**OBJECTIVE**. Check each line of the data below for the word "this", then extract the ones that have it.

**RECORD LIST**.

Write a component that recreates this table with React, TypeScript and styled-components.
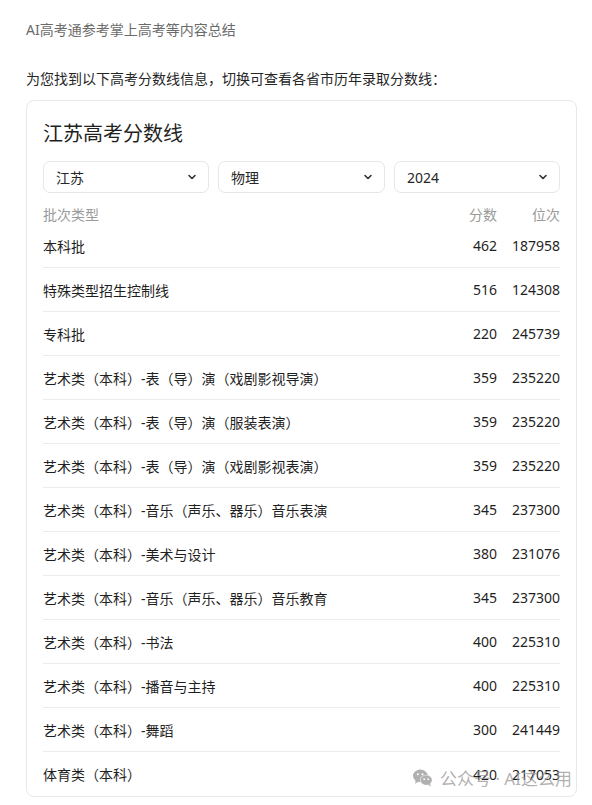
import React from "react";
import styled, { createGlobalStyle } from "styled-components";

const Global = createGlobalStyle`
  html, body { margin: 0; padding: 0; background: #fff; }
  body { font-family: "Noto Sans", "Noto Sans CJK SC", sans-serif; }
  * { box-sizing: border-box; }
`;

const Page = styled.div`
  position: relative;
  padding: 20px 15px 8px 26px;
  width: 592px;
`;

const Source = styled.div`
  font-size: 14px;
  line-height: 20px;
  color: #6b6b6b;
`;

const Intro = styled.div`
  margin-top: 29px;
  font-size: 14px;
  line-height: 20px;
  color: #262626;
`;

const Card = styled.div`
  margin-top: 11px;
  border: 1px solid #e8e8e8;
  border-radius: 8px;
  padding: 19px 16px 0 16px;
`;

const Title = styled.div`
  font-size: 20px;
  line-height: 28px;
  color: #1f1f1f;
`;

const Selects = styled.div`
  margin-top: 13px;
  display: grid;
  grid-template-columns: 166px 167px 166px;
  gap: 9px;
`;

const Select = styled.div`
  height: 32px;
  border: 1px solid #e6e6e6;
  border-radius: 7px;
  display: flex;
  align-items: center;
  justify-content: space-between;
  padding: 0 11px 0 12px;
  font-size: 14px;
  color: #262626;
`;

const HeaderRow = styled.div`
  margin-top: 11px;
  height: 20px;
  display: grid;
  grid-template-columns: 1fr 60px 63px;
  align-items: center;
  font-size: 14px;
  color: #9a9a9a;
`;

const Row = styled.div<{ $last?: boolean }>`
  height: 44px;
  display: grid;
  grid-template-columns: 1fr 60px 63px;
  align-items: center;
  font-size: 14px;
  color: #1f1f1f;
  border-bottom: ${(p) => (p.$last ? "none" : "1px solid #ececec")};
`;

const Num = styled.div`
  text-align: right;
`;

const Watermark = styled.div`
  position: absolute;
  right: 20px;
  bottom: 15px;
  display: flex;
  align-items: center;
  gap: 7px;
  font-size: 17px;
  color: rgba(150, 150, 150, 0.75);
  pointer-events: none;
`;

const Chevron = () => (
  <svg width="10" height="10" viewBox="0 0 10 10">
    <path d="M2 3.5 L5 6.5 L8 3.5" fill="none" stroke="#333" strokeWidth="1.6" strokeLinecap="round" strokeLinejoin="round" />
  </svg>
);

const WeChat = () => (
  <svg width="20" height="18" viewBox="0 0 19 17">
    <ellipse cx="7" cy="6.5" rx="7" ry="6" fill="rgba(150,150,150,0.75)" />
    <path d="M2.5 11 L2 14 L5 12 Z" fill="rgba(150,150,150,0.75)" />
    <ellipse cx="12.5" cy="10.5" rx="6" ry="5" fill="#fff" />
    <ellipse cx="12.5" cy="10.5" rx="5.5" ry="4.6" fill="rgba(150,150,150,0.75)" />
    <path d="M16 14 L17 16.5 L14 15 Z" fill="rgba(150,150,150,0.75)" />
    <circle cx="4.6" cy="5" r="1" fill="#fff" />
    <circle cx="9" cy="5" r="1" fill="#fff" />
    <circle cx="10.6" cy="9.6" r="0.8" fill="#fff" />
    <circle cx="14.4" cy="9.6" r="0.8" fill="#fff" />
  </svg>
);

const rows: [string, number, number][] = [
  ["本科批", 462, 187958],
  ["特殊类型招生控制线", 516, 124308],
  ["专科批", 220, 245739],
  ["艺术类（本科）-表（导）演（戏剧影视导演）", 359, 235220],
  ["艺术类（本科）-表（导）演（服装表演）", 359, 235220],
  ["艺术类（本科）-表（导）演（戏剧影视表演）", 359, 235220],
  ["艺术类（本科）-音乐（声乐、器乐）音乐表演", 345, 237300],
  ["艺术类（本科）-美术与设计", 380, 231076],
  ["艺术类（本科）-音乐（声乐、器乐）音乐教育", 345, 237300],
  ["艺术类（本科）-书法", 400, 225310],
  ["艺术类（本科）-播音与主持", 400, 225310],
  ["艺术类（本科）-舞蹈", 300, 241449],
  ["体育类（本科）", 420, 217053],
];

export default function App() {
  return (
    <>
      <Global />
      <Page>
        <Source>AI高考通参考掌上高考等内容总结</Source>
        <Intro>为您找到以下高考分数线信息，切换可查看各省市历年录取分数线：</Intro>
        <Card>
          <Title>江苏高考分数线</Title>
          <Selects>
            <Select>江苏<Chevron /></Select>
            <Select>物理<Chevron /></Select>
            <Select>2024<Chevron /></Select>
          </Selects>
          <HeaderRow>
            <div>批次类型</div>
            <Num>分数</Num>
            <Num>位次</Num>
          </HeaderRow>
          {rows.map(([name, score, rank], i) => (
            <Row key={i} $last={i === rows.length - 1}>
              <div>{name}</div>
              <Num>{score}</Num>
              <Num>{rank}</Num>
            </Row>
          ))}
        </Card>
        <Watermark>
          <WeChat />
          <span>公众号 · AI这么用</span>
        </Watermark>
      </Page>
    </>
  );
}
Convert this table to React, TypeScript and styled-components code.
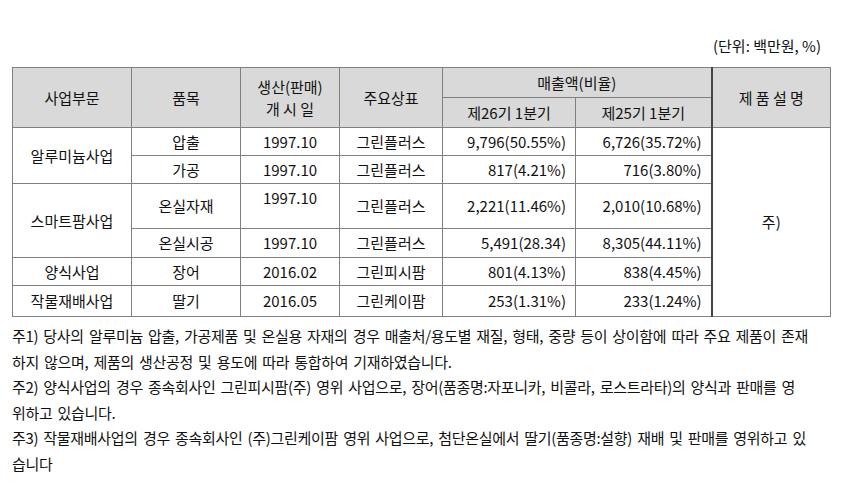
import React from "react";
import styled, { createGlobalStyle } from "styled-components";

const Global = createGlobalStyle`
  html, body { margin: 0; padding: 0; background: #fff; }
  body { font-family: "Noto Sans CJK KR", "Noto Sans", sans-serif; color: #111; }
`;

const Page = styled.div`
  width: 842px;
  padding: 36px 12px 0 12px;
  box-sizing: border-box;
`;

const Unit = styled.div`
  text-align: right;
  font-size: 15px;
  line-height: 20px;
  height: 20px;
  padding-right: 9px;
  margin-bottom: 11px;
`;

const Table = styled.table`
  width: 818px;
  border-collapse: collapse;
  table-layout: fixed;
  border: 1px solid #000;
  font-size: 15px;
`;

const HeadRow = styled.tr`
  height: 30px;
`;

const Row = styled.tr<{ $h: number }>`
  height: ${(p) => p.$h}px;
`;

const Th = styled.th<{ $strongLeft?: boolean }>`
  background: #d9d9d9;
  font-weight: 400;
  border: 1px solid #808080;
  ${(p) => (p.$strongLeft ? "border-left: 2px solid #444;" : "")}
  padding: 0;
  text-align: center;
  vertical-align: middle;
  line-height: 22px;
`;

const Td = styled.td<{ $align?: "center" | "right"; $top?: boolean; $strongTop?: boolean; $strongLeft?: boolean }>`
  border: 1px solid #808080;
  ${(p) => (p.$strongTop ? "border-top: 1px solid #000;" : "")}
  ${(p) => (p.$strongLeft ? "border-left: 2px solid #444;" : "")}
  text-align: ${(p) => p.$align ?? "center"};
  vertical-align: ${(p) => (p.$top ? "top" : "middle")};
  padding: ${(p) => (p.$top ? "4px 0 0 0" : "0")};
  ${(p) => (p.$align === "right" ? "padding-right: 9px;" : "")}
  line-height: 20px;
`;

const Notes = styled.div`
  margin-top: 6px;
  font-size: 15px;
  letter-spacing: -0.3px;
  word-spacing: 2px;
  line-height: 25.6px;
  white-space: nowrap;
`;

const Note = styled.p`
  margin: 0;
`;

export default function App() {
  return (
    <>
      <Global />
      <Page>
        <Unit>(단위: 백만원, %)</Unit>
        <Table>
          <colgroup>
            <col style={{ width: 119 }} />
            <col style={{ width: 109 }} />
            <col style={{ width: 99 }} />
            <col style={{ width: 103 }} />
            <col style={{ width: 133 }} />
            <col style={{ width: 136 }} />
            <col style={{ width: 119 }} />
          </colgroup>
          <thead>
            <HeadRow>
              <Th rowSpan={2}>사업부문</Th>
              <Th rowSpan={2}>품목</Th>
              <Th rowSpan={2}>
                생산(판매)
                <br />개 시 일
              </Th>
              <Th rowSpan={2}>주요상표</Th>
              <Th colSpan={2}>매출액(비율)</Th>
              <Th rowSpan={2} $strongLeft>
                제 품 설 명
              </Th>
            </HeadRow>
            <HeadRow>
              <Th>제26기 1분기</Th>
              <Th>제25기 1분기</Th>
            </HeadRow>
          </thead>
          <tbody>
            <Row $h={28}>
              <Td rowSpan={2}>알루미늄사업</Td>
              <Td>압출</Td>
              <Td>1997.10</Td>
              <Td>그린플러스</Td>
              <Td $align="right">9,796(50.55%)</Td>
              <Td $align="right">6,726(35.72%)</Td>
              <Td rowSpan={6} $strongLeft>
                주)
              </Td>
            </Row>
            <Row $h={28}>
              <Td>가공</Td>
              <Td>1997.10</Td>
              <Td>그린플러스</Td>
              <Td $align="right">817(4.21%)</Td>
              <Td $align="right">716(3.80%)</Td>
            </Row>
            <Row $h={45}>
              <Td rowSpan={2}>스마트팜사업</Td>
              <Td>온실자재</Td>
              <Td $top>1997.10</Td>
              <Td>그린플러스</Td>
              <Td $align="right">2,221(11.46%)</Td>
              <Td $align="right">2,010(10.68%)</Td>
            </Row>
            <Row $h={29}>
              <Td $strongTop>온실시공</Td>
              <Td $strongTop>1997.10</Td>
              <Td $strongTop>그린플러스</Td>
              <Td $strongTop $align="right">5,491(28.34)</Td>
              <Td $strongTop $align="right">8,305(44.11%)</Td>
            </Row>
            <Row $h={28}>
              <Td>양식사업</Td>
              <Td>장어</Td>
              <Td>2016.02</Td>
              <Td>그린피시팜</Td>
              <Td $align="right">801(4.13%)</Td>
              <Td $align="right">838(4.45%)</Td>
            </Row>
            <Row $h={31}>
              <Td>작물재배사업</Td>
              <Td>딸기</Td>
              <Td>2016.05</Td>
              <Td>그린케이팜</Td>
              <Td $align="right">253(1.31%)</Td>
              <Td $align="right">233(1.24%)</Td>
            </Row>
          </tbody>
        </Table>
        <Notes>
          <Note>
            주1) 당사의 알루미늄 압출, 가공제품 및 온실용 자재의 경우 매출처/용도별 재질, 형태, 중량 등이 상이함에 따라 주요 제품이 존재
            <br />
            하지 않으며, 제품의 생산공정 및 용도에 따라 통합하여 기재하였습니다.
          </Note>
          <Note>
            주2) 양식사업의 경우 종속회사인 그린피시팜(주) 영위 사업으로, 장어(품종명:자포니카, 비콜라, 로스트라타)의 양식과 판매를 영
            <br />
            위하고 있습니다.
          </Note>
          <Note>
            주3) 작물재배사업의 경우 종속회사인 (주)그린케이팜 영위 사업으로, 첨단온실에서 딸기(품종명:설향) 재배 및 판매를 영위하고 있
            <br />
            습니다
          </Note>
        </Notes>
      </Page>
    </>
  );
}
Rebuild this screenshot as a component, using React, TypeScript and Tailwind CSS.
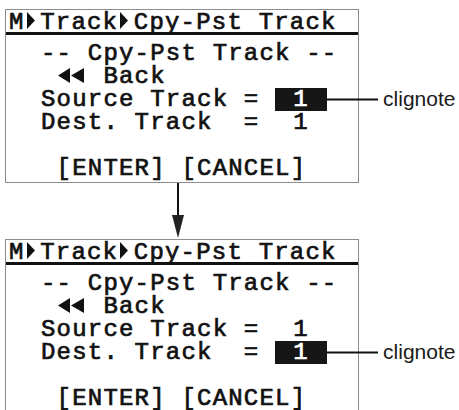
const mono =
  "font-['Liberation_Mono',monospace] text-[24px] tracking-[1.2px] text-[#111] [-webkit-text-stroke:0.7px_#111]";

function RightTri() {
  return (
    <svg viewBox="0 0 15.6 17" className="inline-block w-[15.6px] h-[17px] align-baseline">
      <polygon points="2,0 10,8.5 2,17" fill="#111" />
    </svg>
  );
}

function BackArrows() {
  return (
    <svg viewBox="0 0 31.2 15" className="inline-block w-[31.2px] h-[15px] align-baseline">
      <polygon points="1,7.5 13,0 13,15" fill="#111" />
      <polygon points="14,7.5 27,0 27,15" fill="#111" />
    </svg>
  );
}

function Value({ blink }: { blink: boolean }) {
  if (!blink) {
    return <span className="inline-block w-[52px] h-[23px] text-center">1</span>;
  }
  return (
    <span className="relative inline-block w-[52px] h-[23px] bg-[#161616] text-white text-center [-webkit-text-stroke:0.7px_white]">
      1
      <span className="absolute left-full top-1/2 -translate-y-1/2 flex items-center">
        <span className="block w-[51px] h-[2px] bg-[#111]" />
        <span className="ml-[5px] font-['Liberation_Sans',Arial,sans-serif] text-[21px] leading-none tracking-normal text-[#1a1a1a] [-webkit-text-stroke:0px] -mt-[4px]">
          clignote
        </span>
      </span>
    </span>
  );
}

function Screen({ blink }: { blink: "source" | "dest" }) {
  return (
    <div className={`w-[354px] h-[174px] shrink-0 border-[1.5px] border-[#8c8c8c] bg-white ${mono}`}>
      <div className="h-[25px] border-b-[3px] border-[#111] pl-[3px] pt-[2px] leading-[20px] whitespace-pre">
        M<RightTri />Track<RightTri />Cpy-Pst Track
      </div>
      <div className="mt-[7px] pl-[35px] leading-[23px] whitespace-pre">
        <div>-- Cpy-Pst Track --</div>
        <div>
          {" "}
          <BackArrows /> Back
        </div>
        <div>
          Source Track = <Value blink={blink === "source"} />
        </div>
        <div>
          Dest. Track  = <Value blink={blink === "dest"} />
        </div>
        <div> </div>
        <div> [ENTER] [CANCEL]</div>
      </div>
    </div>
  );
}

export default function App() {
  return (
    <div className="w-[459px] h-[410px] overflow-hidden bg-white pt-[9px] pl-[5px]">
      <Screen blink="source" />
      <div className="h-[56px] pl-[167px]">
        <svg viewBox="0 0 12 56" className="block w-[12px] h-[56px]">
          <line x1="6" y1="0" x2="6" y2="34" stroke="#111" strokeWidth="2" />
          <polygon points="0,32 12,32 6,55" fill="#222" />
        </svg>
      </div>
      <Screen blink="dest" />
    </div>
  );
}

**OUTPUT OF THE TASK**.
Write a component that recreates this table with React, TypeScript and styled-components.
Convert this table to React, TypeScript and styled-components code.
Rebuild this screenshot as a component, using React, TypeScript and Tailwind CSS.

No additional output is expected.